The quintessential cocktail spirit, Gin’s history is as complex as its spicy botanical flavours.
All Gin is considered dry, although Plymouth Gin is considered the driest. Dutch Genever is quite a different flavour altogether, being based on a malted spirit, and is usually drunk neat.
One of Australia’s most popular and widely consumed spirits, Gin was first referenced in the Middle Ages when the British were said to have drunk ‘genever’ prior to battle with the Dutch during the Eighty Years’ War, allegedly giving rise to the expression Dutch courage.
Popular Australian Gin Brands
Many of Australia’s most popular Gin brands are those that began life in the ‘Gin Craze’ of 1700s Britain. They’re predominantly of the ‘London Dry’ school of distilling and their flavours differ depending on the type of botanical that has been added.

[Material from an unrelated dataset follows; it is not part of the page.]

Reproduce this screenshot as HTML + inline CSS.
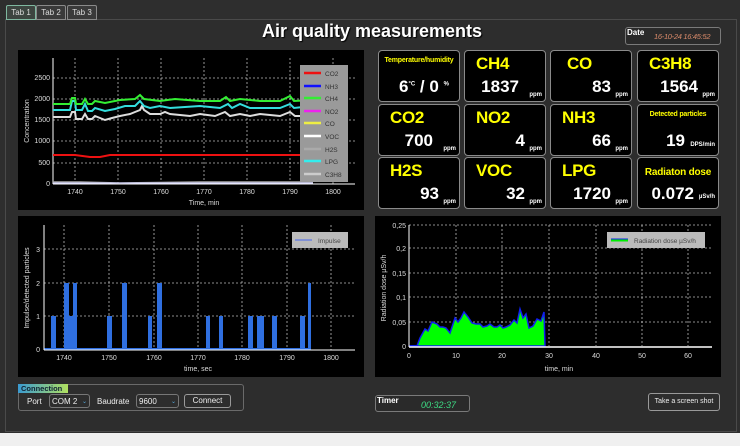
<!DOCTYPE html>
<html><head><meta charset="utf-8"><style>
*{margin:0;padding:0;box-sizing:border-box}
body{width:740px;height:446px;background:#f0f0f0;position:relative;overflow:hidden;font-family:"Liberation Sans",sans-serif}
.a{position:absolute;white-space:nowrap}
#main{left:0;top:0;width:740px;height:433px;background:#2e2e2e}
#panel{left:5px;top:19px;width:732px;height:413px;border:1px solid #4a4a4a;background:#2d2d2d}
.tab{top:5px;height:15px;border:1px solid #8a8a8a;background:#3a3a3a;color:#ddd;font-size:8px;text-align:center;line-height:13px;border-radius:2px 2px 0 0}
.tile{width:82px;height:52px;background:#000;border:1px solid #8a8a8a;border-radius:4px}
.tile .t{position:absolute;left:11px;top:3px;color:#ffff00;font-weight:bold;font-size:17px;letter-spacing:-0.3px}
.tile .ts{position:absolute;left:0;width:100%;text-align:center;top:6px;color:#ffff00;font-weight:bold;font-size:7px;letter-spacing:-0.2px}
.tile .v{position:absolute;right:20px;top:26px;color:#fff;font-weight:bold;font-size:17px}
.tile .u{position:absolute;right:3px;bottom:3px;color:#fff;font-weight:bold;font-size:6px}
.box{border:1px solid #7a7a7a;border-radius:3px}
svg text{font-family:"Liberation Sans",sans-serif}
</style></head><body>
<div class="a" id="main"></div>
<div class="a" id="panel"></div>
<div class="a tab" style="left:6px;width:30px;border-color:#7fb8a0;background:#3d4540">Tab 1</div>
<div class="a tab" style="left:36px;width:30px">Tab 2</div>
<div class="a tab" style="left:67px;width:30px">Tab 3</div>
<div class="a" style="left:0;width:744px;top:21px;text-align:center;color:#fff;font-weight:bold;font-size:18px;text-shadow:1px 1px 1px #000">Air quality measurements</div>

<div class="a box" style="left:625px;top:27px;width:96px;height:18px;background:#2a2a2a">
<span class="a" style="left:1px;top:0;color:#fff;font-size:8px;font-weight:bold">Date</span>
<span class="a" style="left:28px;top:4px;color:#d98a6a;font-size:7.5px;font-style:italic;letter-spacing:-0.3px">16-10-24 16:45:52</span></div>

<!-- tiles -->
<div class="a tile" style="left:378px;top:50px"><div class="ts">Temperature/humidity</div><div class="a" style="left:20px;top:26px;color:#fff;font-weight:bold;font-size:17px">6<sup style="font-size:6px">°C</sup> / 0 <sup style="font-size:6px">%</sup></div></div>
<div class="a tile" style="left:464px;top:50px"><div class="t">CH4</div><div class="v" style="right:26px">1837</div><div class="u">ppm</div></div>
<div class="a tile" style="left:550px;top:50px"><div class="t" style="left:16px">CO</div><div class="v">83</div><div class="u">ppm</div></div>
<div class="a tile" style="left:637px;top:50px"><div class="t">C3H8</div><div class="v">1564</div><div class="u">ppm</div></div>
<div class="a tile" style="left:378px;top:104px"><div class="t">CO2</div><div class="v" style="right:26px">700</div><div class="u">ppm</div></div>
<div class="a tile" style="left:464px;top:104px"><div class="t">NO2</div><div class="v">4</div><div class="u">ppm</div></div>
<div class="a tile" style="left:550px;top:104px"><div class="t">NH3</div><div class="v">66</div><div class="u">ppm</div></div>
<div class="a tile" style="left:637px;top:104px"><div class="ts">Detected particles</div><div class="v" style="right:33px">19</div><div class="u" style="bottom:7px">DPS/min</div></div>
<div class="a tile" style="left:378px;top:157px"><div class="t">H2S</div><div class="v">93</div><div class="u">ppm</div></div>
<div class="a tile" style="left:464px;top:157px"><div class="t">VOC</div><div class="v">32</div><div class="u">ppm</div></div>
<div class="a tile" style="left:550px;top:157px"><div class="t">LPG</div><div class="v">1720</div><div class="u">ppm</div></div>
<div class="a tile" style="left:637px;top:157px"><div class="ts" style="font-size:10px;top:9px">Radiaton dose</div><div class="v" style="right:24px">0.072</div><div class="u" style="bottom:8px">µSv/h</div></div>

<!-- chart1 -->
<svg class="a" style="left:18px;top:50px" width="346" height="160" viewBox="18 50 346 160">
<rect x="18" y="50" width="346" height="160" fill="#000"/>
<g stroke="#bbb" stroke-dasharray="2,2" stroke-width="0.8">
<line x1="75" y1="58" x2="75" y2="184"/><line x1="118" y1="58" x2="118" y2="184"/><line x1="161" y1="58" x2="161" y2="184"/><line x1="204" y1="58" x2="204" y2="184"/><line x1="247" y1="58" x2="247" y2="184"/><line x1="290" y1="58" x2="290" y2="184"/><line x1="333" y1="58" x2="333" y2="184"/>
<line x1="53" y1="78" x2="355" y2="78"/><line x1="53" y1="99" x2="355" y2="99"/><line x1="53" y1="120" x2="355" y2="120"/><line x1="53" y1="141" x2="355" y2="141"/><line x1="53" y1="163" x2="355" y2="163"/></g>
<line x1="53" y1="58" x2="53" y2="184" stroke="#fff"/><line x1="53" y1="184" x2="355" y2="184" stroke="#fff"/>
<g font-size="7" fill="#ddd" text-anchor="end"><text x="50" y="80">2500</text><text x="50" y="101">2000</text><text x="50" y="122">1500</text><text x="50" y="143">1000</text><text x="50" y="165">500</text><text x="50" y="186">0</text></g>
<g font-size="7" fill="#ddd" text-anchor="middle"><text x="75" y="194">1740</text><text x="118" y="194">1750</text><text x="161" y="194">1760</text><text x="204" y="194">1770</text><text x="247" y="194">1780</text><text x="290" y="194">1790</text><text x="333" y="194">1800</text><text x="204" y="205">Time, min</text></g>
<text font-size="7" fill="#ddd" text-anchor="middle" transform="translate(29,121) rotate(-90)">Concentration</text>
<polyline fill="none" stroke="#ddd" stroke-width="2" points="53,117 70,117 72,112 75,112 76,119 82,119 85,114 88,119 92,119 95,116 105,120 112,118 120,116 130,114 135,112 140,110 142,106 144,110 150,114 160,114 165,112 170,114 190,116 200,114 215,116 225,112 230,116 240,114 250,116 260,114 280,116 290,112 295,116 313,116"/>
<polyline fill="none" stroke="#33dddd" stroke-width="2" points="53,110 70,110 72,101 75,101 76,110 82,110 85,104 88,111 92,111 95,108 105,111 115,109 125,106 135,106 140,101 144,106 150,108 160,106 170,108 200,106 220,108 228,104 232,108 240,104 250,108 280,108 290,104 294,108 313,106"/>
<polyline fill="none" stroke="#33ee33" stroke-width="2" points="53,104 70,104 72,98 75,98 76,104 82,104 85,99 88,104 92,104 95,101 105,103 120,100 135,99 140,95 144,99 160,101 175,99 200,101 220,101 226,97 230,101 240,99 260,101 280,101 290,96 294,101 313,100"/>
<polyline fill="none" stroke="#ee1111" stroke-width="2" points="53,155 75,155 90,157 100,157 110,155 200,155 250,155 290,155 313,155"/>
<polyline fill="none" stroke="#aaa" stroke-width="1.5" points="53,182 80,182 120,183 200,182 313,182"/>
<polyline fill="none" stroke="#ccf" stroke-width="1" points="53,183 313,183"/>
<rect x="300" y="65" width="48" height="117" fill="#9a9a9a"/>
<g stroke-width="2.5"><line x1="304" y1="73" x2="321" y2="73" stroke="#e11"/><line x1="304" y1="86" x2="321" y2="86" stroke="#11f"/><line x1="304" y1="98" x2="321" y2="98" stroke="#3e3"/><line x1="304" y1="111" x2="321" y2="111" stroke="#e2e"/><line x1="304" y1="123" x2="321" y2="123" stroke="#ee4"/><line x1="304" y1="136" x2="321" y2="136" stroke="#fff"/><line x1="304" y1="149" x2="321" y2="149" stroke="#aaa"/><line x1="304" y1="161" x2="321" y2="161" stroke="#3ee"/><line x1="304" y1="174" x2="321" y2="174" stroke="#ccc"/></g>
<g font-size="6.5" fill="#333"><text x="325" y="76">CO2</text><text x="325" y="89">NH3</text><text x="325" y="101">CH4</text><text x="325" y="114">NO2</text><text x="325" y="126">CO</text><text x="325" y="139">VOC</text><text x="325" y="152">H2S</text><text x="325" y="164">LPG</text><text x="325" y="177">C3H8</text></g>
</svg>

<!-- chart2 -->
<svg class="a" style="left:18px;top:216px" width="346" height="161" viewBox="18 216 346 161">
<rect x="18" y="216" width="346" height="161" fill="#000"/>
<g stroke="#bbb" stroke-dasharray="2,2" stroke-width="0.8">
<line x1="64" y1="225" x2="64" y2="350"/><line x1="109" y1="225" x2="109" y2="350"/><line x1="154" y1="225" x2="154" y2="350"/><line x1="198" y1="225" x2="198" y2="350"/><line x1="242" y1="225" x2="242" y2="350"/><line x1="287" y1="225" x2="287" y2="350"/><line x1="331" y1="225" x2="331" y2="350"/>
<line x1="44" y1="249" x2="355" y2="249"/><line x1="44" y1="283" x2="355" y2="283"/><line x1="44" y1="316" x2="355" y2="316"/></g>
<g fill="#2f6fe0">
<rect x="51" y="316" width="5" height="34"/><rect x="64" y="283" width="5" height="67"/><rect x="69" y="316" width="4" height="34"/><rect x="73" y="283" width="4" height="67"/>
<rect x="107" y="316" width="5" height="34"/><rect x="122" y="283" width="5" height="67"/><rect x="148" y="316" width="4" height="34"/><rect x="157" y="283" width="5" height="67"/>
<rect x="206" y="316" width="4" height="34"/><rect x="219" y="316" width="4" height="34"/><rect x="248" y="316" width="5" height="34"/><rect x="257" y="316" width="7" height="34"/><rect x="272" y="316" width="5" height="34"/><rect x="300" y="316" width="5" height="34"/><rect x="308" y="283" width="3" height="67"/></g>
<line x1="44" y1="349" x2="311" y2="349" stroke="#2f6fe0" stroke-width="2"/>
<line x1="44" y1="225" x2="44" y2="350" stroke="#fff"/><line x1="44" y1="350" x2="355" y2="350" stroke="#fff"/>
<g font-size="7" fill="#ddd" text-anchor="end"><text x="40" y="252">3</text><text x="40" y="286">2</text><text x="40" y="319">1</text><text x="40" y="352">0</text></g>
<g font-size="7" fill="#ddd" text-anchor="middle"><text x="64" y="360">1740</text><text x="109" y="360">1750</text><text x="154" y="360">1760</text><text x="198" y="360">1770</text><text x="242" y="360">1780</text><text x="287" y="360">1790</text><text x="331" y="360">1800</text><text x="198" y="371">time, sec</text></g>
<text font-size="7" fill="#ddd" text-anchor="middle" transform="translate(29,288) rotate(-90)">Impulse/detected particles</text>
<rect x="292" y="232" width="56" height="16" fill="#bbb"/><line x1="295" y1="240" x2="312" y2="240" stroke="#4466ee"/><text x="318" y="243" font-size="6.5" fill="#444">Impulse</text>
</svg>

<!-- chart3 -->
<svg class="a" style="left:375px;top:216px" width="346" height="161" viewBox="375 216 346 161">
<rect x="375" y="216" width="346" height="161" fill="#000"/>
<g stroke="#bbb" stroke-dasharray="2,2" stroke-width="0.8">
<line x1="456" y1="225" x2="456" y2="346"/><line x1="502" y1="225" x2="502" y2="346"/><line x1="549" y1="225" x2="549" y2="346"/><line x1="596" y1="225" x2="596" y2="346"/><line x1="642" y1="225" x2="642" y2="346"/><line x1="688" y1="225" x2="688" y2="346"/>
<line x1="409" y1="225" x2="712" y2="225"/><line x1="409" y1="248" x2="712" y2="248"/><line x1="409" y1="273" x2="712" y2="273"/><line x1="409" y1="297" x2="712" y2="297"/><line x1="409" y1="322" x2="712" y2="322"/></g>
<polygon fill="#00ff00" stroke="#1020ee" stroke-width="1.5" points="417,346 420,338 425,329 428,331 432,322 437,324 440,327 443,327 446,328 450,333 452,327 455,318 458,322 461,318 464,312 468,317 472,323 476,324 480,324 483,327 487,326 490,324 494,327 497,327 500,325 503,328 506,327 510,325 514,320 517,323 520,309 523,318 526,314 529,328 533,326 537,319 541,321 544,312 545,346"/>
<line x1="409" y1="346" x2="417" y2="346" stroke="#1020ee" stroke-width="2"/>
<line x1="409" y1="225" x2="409" y2="347" stroke="#fff"/><line x1="409" y1="347" x2="712" y2="347" stroke="#fff" stroke-width="1.5"/>
<g font-size="7" fill="#ddd" text-anchor="end"><text x="406" y="228">0,25</text><text x="406" y="251">0,2</text><text x="406" y="276">0,15</text><text x="406" y="300">0,1</text><text x="406" y="325">0,05</text><text x="406" y="349">0</text></g>
<g font-size="7" fill="#ddd" text-anchor="middle"><text x="409" y="358">0</text><text x="456" y="358">10</text><text x="502" y="358">20</text><text x="549" y="358">30</text><text x="596" y="358">40</text><text x="642" y="358">50</text><text x="688" y="358">60</text><text x="559" y="371">time, min</text></g>
<text font-size="7" fill="#ddd" text-anchor="middle" transform="translate(386,288) rotate(-90)">Radiation dose µSv/h</text>
<rect x="607" y="232" width="98" height="16" fill="#bbb"/><line x1="611" y1="240" x2="628" y2="240" stroke="#00ee00" stroke-width="3"/><line x1="611" y1="239" x2="628" y2="239" stroke="#1020ee" stroke-width="1"/><text x="634" y="243" font-size="6.5" fill="#444">Radiation dose µSv/h</text>
</svg>

<!-- connection -->
<div class="a box" style="left:18px;top:384px;width:226px;height:27px;border-color:#6a6a6a"></div>
<div class="a" style="left:18px;top:384px;width:50px;height:9px;background:linear-gradient(90deg,#3a9ad0,#b0e060);color:#123;font-size:7.5px;font-weight:bold;padding-left:3px;line-height:9px">Connection</div>
<div class="a" style="left:27px;top:397px;color:#eee;font-size:8px">Port</div>
<div class="a box" style="left:49px;top:394px;width:41px;height:14px;color:#eee;font-size:8px;padding:2px 0 0 2px;border-color:#777">COM 2<span style="position:absolute;right:2px;color:#5ad;font-size:6px;top:3px">&#8964;</span></div>
<div class="a" style="left:97px;top:397px;color:#eee;font-size:8px">Baudrate</div>
<div class="a box" style="left:136px;top:394px;width:43px;height:14px;color:#eee;font-size:8px;padding:2px 0 0 2px;border-color:#777">9600<span style="position:absolute;right:2px;color:#5ad;font-size:6px;top:3px">&#8964;</span></div>
<div class="a box" style="left:184px;top:394px;width:47px;height:14px;color:#eee;font-size:8px;text-align:center;line-height:12px;border-color:#999">Connect</div>

<div class="a box" style="left:375px;top:395px;width:95px;height:17px;background:#2a2a2a"><span class="a" style="left:1px;top:0;color:#fff;font-size:8px;font-weight:bold">Timer</span><span class="a" style="left:45px;top:4px;color:#3ddc84;font-size:9px;font-style:italic">00:32:37</span></div>
<div class="a box" style="left:648px;top:393px;width:72px;height:18px;color:#eee;font-size:7px;text-align:center;line-height:16px;border-color:#999">Take a screen shot</div>
</body></html>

Unlike other alcoholic beverages where the core flavour ingredient is, say, the fruit (wine) or grain (whiskey) from which the beverage is made, Gin starts life as a flavourless spirit. From this ethanol alcohol base, natural flavours and/or essences (botanicals) are added to the second distillation process to produce a number of Gin varieties. The most common is ‘London Gin’ which is also the most pure, requiring 100% natural botanical additives.
Gin Food Matching
The spicy, aromatic flavours of juniper-infused Gin lend themselves well to dishes incorporating pork, rabbit, venison, beef and duck. Hearty flavours to complement the heavy, pine notes of the spirit.